Alexander the Great (*356; r. 336-323): the Macedonian king who defeated his Persian colleague Darius III Codomannus and conquered the Achaemenid Empire. During his campaigns, Alexander visited a.o. Egypt, Babylonia, Persis, Media, Bactria, the Punjab, and the valley of the Indus. In the second half of his reign, he had to find a way to rule his newly conquered countries. Therefore, he made Babylon his capital and introduced the oriental court ceremonial, which caused great tensions with his Macedonian and Greek officers.
Gaugamela and Babylon
The suppression of the revolt in Samaria, which had caused Alexander's return from Egypt in May 331, was not very difficult. The rebels were rounded up, a part of the country of the Samarians was given to the Jews of Jerusalem, and that was the end of the matter. In the second half of May, the son of Zeus was back in Tyre, which was resettled with veterans and loyal Phoenicians.
Here, Alexander paused, and it is not clear why. Perhaps he was waiting for 15,000 men reinforcements (which set out from Macedonia in the spring) or maybe he expected an attack by the Persian king Darius III Codomannus, but the latter was too clever to attack his opponent in Syria. However, Alexander had not claimed to be the master of the Persian possessions for nothing, and decided to expel the former owner.
So, at the end of July, a Macedonian army, consisting of 40,000 infantry, 7,000 cavalry and perhaps 2,000 supply wagons, moved to the east and crossed the Euphrates at Thapsacus (Tipsah, "ford", in the local language). Alexander's departure from Phoenicia marks an important change in the war. Until then, he had been fighting in the Mediterranean world, which the Greeks knew well; the country beyond the Euphrates, on the other hand, was not so well-known, and the land beyond the Tigris was terra incognita. The conquest of the Levant had, in a sense, been a defensive war, because it was meant to put an end to the naval offensive of the Persian admiral Pharnabazus in the Aegean sea; from now on, Alexander was on the attack.

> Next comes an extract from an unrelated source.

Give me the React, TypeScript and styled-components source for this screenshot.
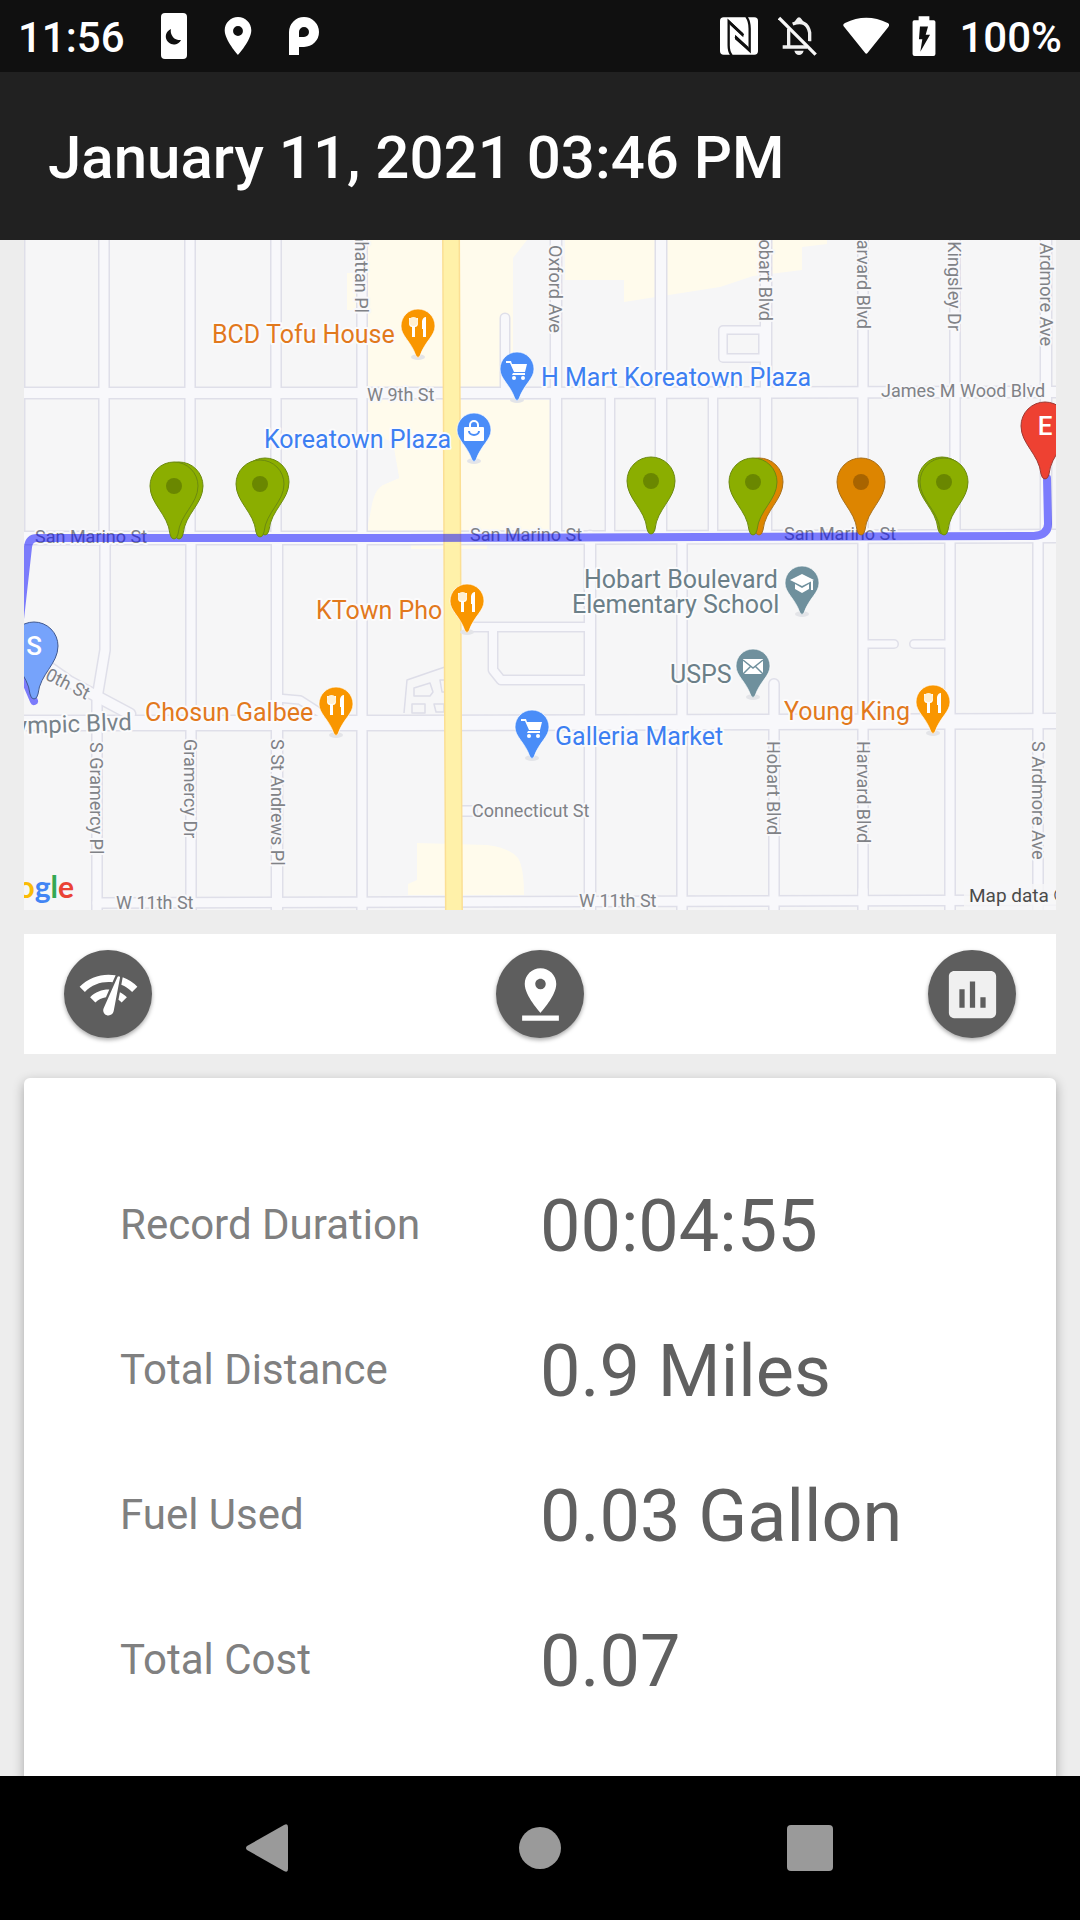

His plan must have been to march along the Euphrates to Babylon, the richest city in the world and the cultural capital of the ancient Near East. It had been done before: in 401, 14,000 Greek mercenaries had taken the same route, and Alexander must have known the description of the road by Xenophon, one of the mercenaries, in a book called Anabasis. However, when Alexander's men were crossing the Euphrates, a Persian army approached from the southeast. It was commanded by Mazaeus, the local satrap.
His presence completely changed the situation: of course, Alexander could attack Mazaeus' army, but it would cost many men their lives and the battle would never be decisive, because king Darius was not there. Moreover, if his victorious army would continue along the Euphrates, it would no doubt march through a country that had been stripped of crops, grass and other commodities. Therefore, Alexander avoided battle with Mazaeus and marched to the north, in the direction of Harran and Edessa, where his army could find food, although no Greek had gone there before. (Moving directly to the east was impossible, because this was a desert.)
Spies told the Macedonian high command that Darius had assembled an enormous army and waited for the invaders on the plains of Assyria. The Macedonians crossed the Tigris on 18 September and almost immediately defeated a small Persian squadron of cavalry that had guarded a nearby place. From a brief but extremely important Babylonian account, we know that the soldiers who were with Darius panicked when they heard the news, which they must have considered a bad omen.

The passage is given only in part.